The Department of Treasury recently issued T.D. 9668, which contains final regulations that eliminate the much criticized covered opinion rules of Treasury Circular 230 (“Circ. 230”) section 10.35. The regulations are effective June 12, 2014.

The IRS issued the covered opinion rules in 2005. The rules were intended to curtail the practice of tax professionals promoting and rendering written opinions on tax shelters. Despite the regulatory intent, the broad and complex wording of the regulations applied to even routine written client communications.

Under the prior rules, tax practitioners needed to determine whether written client communications, including emails, constituted covered opinions. Circ. 230 defined a covered opinion as written advice concerning a federal tax issue arising from (1) a listed transaction; (2) a plan or arrangement, the principal purpose of which is tax avoidance or evasion; or (3) a plan or arrangement that has a significant tax avoidance purpose if the advice is a reliance opinion, a marketed opinion or an opinion subject to contractual protection. A reliance opinion was broadly defined as an opinion concluding, to a standard of more likely than not, that at least one federal tax issue would be resolved in favor of the client. Written advice was not treated as a reliance opinion, and therefore not as a covered opinion, if the practitioner disclosed that the advice was not intended to be used and may not be used by the taxpayer for the purpose of avoiding penalties. This exception has resulted in the ubiquity of Circ. 230 disclaimers in emails from tax attorneys and accountants.

In providing covered opinions, practitioners had to comply with several requirements, such as providing a conclusion regarding the “likelihood that the taxpayer will prevail on the merits with respect to each significant Federal tax issue” and disclosing compensation agreements between the practitioner and tax shelter promoters.

The new regulations, which finalize proposed regulations issued in 2012, eliminate the covered opinion rules and impose a single standard for written advice now found in section 10.37. Now, instead of first determining whether a written communication constitutes a covered opinion and then ensuring that the covered opinion complies with complex standards, practitioners are bound to a single set of rules for all written advice. Specifically, practitioners must now comply with the following requirements in giving written advice:

  • -base the written advice on reasonable factual and legal assumptions;
  • -reasonably consider all relevant facts and circumstances that the practitioner knows or reasonably should know;
  • -use reasonable efforts to identify and ascertain the facts relevant to written advice on each federal tax matter;
  • -not rely on representations of the taxpayer or any other person if reliance on them would be unreasonable;
  • -relate applicable law and authorities to facts; and
  • -not, in evaluating a federal tax matter, take into account the possibility that a tax return will not be audited or that a matter will not be raised on audit.

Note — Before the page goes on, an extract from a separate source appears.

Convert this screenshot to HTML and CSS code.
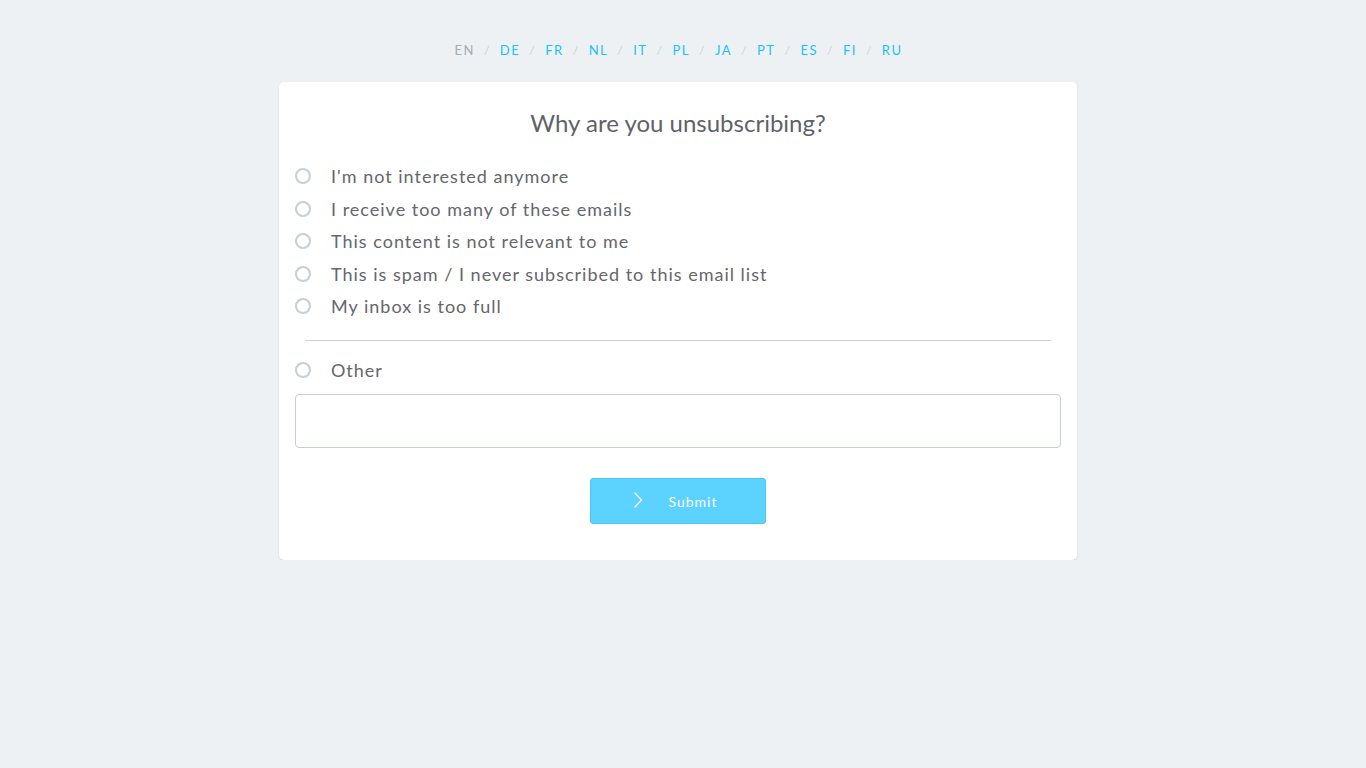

Treasury estimates that the elimination of the covered opinion rules and the adoption of a single standard, largely focused on the reasonableness of the practitioner’s advice, will save tax practitioners a minimum of $5,333,200 in compliance costs, and these costs need no longer be passed on to clients. With the reduced cost of compliance, Treasury’s change is welcome news to practitioners and taxpayers. We will also be quite happy with the shorter emails that will result from this revision.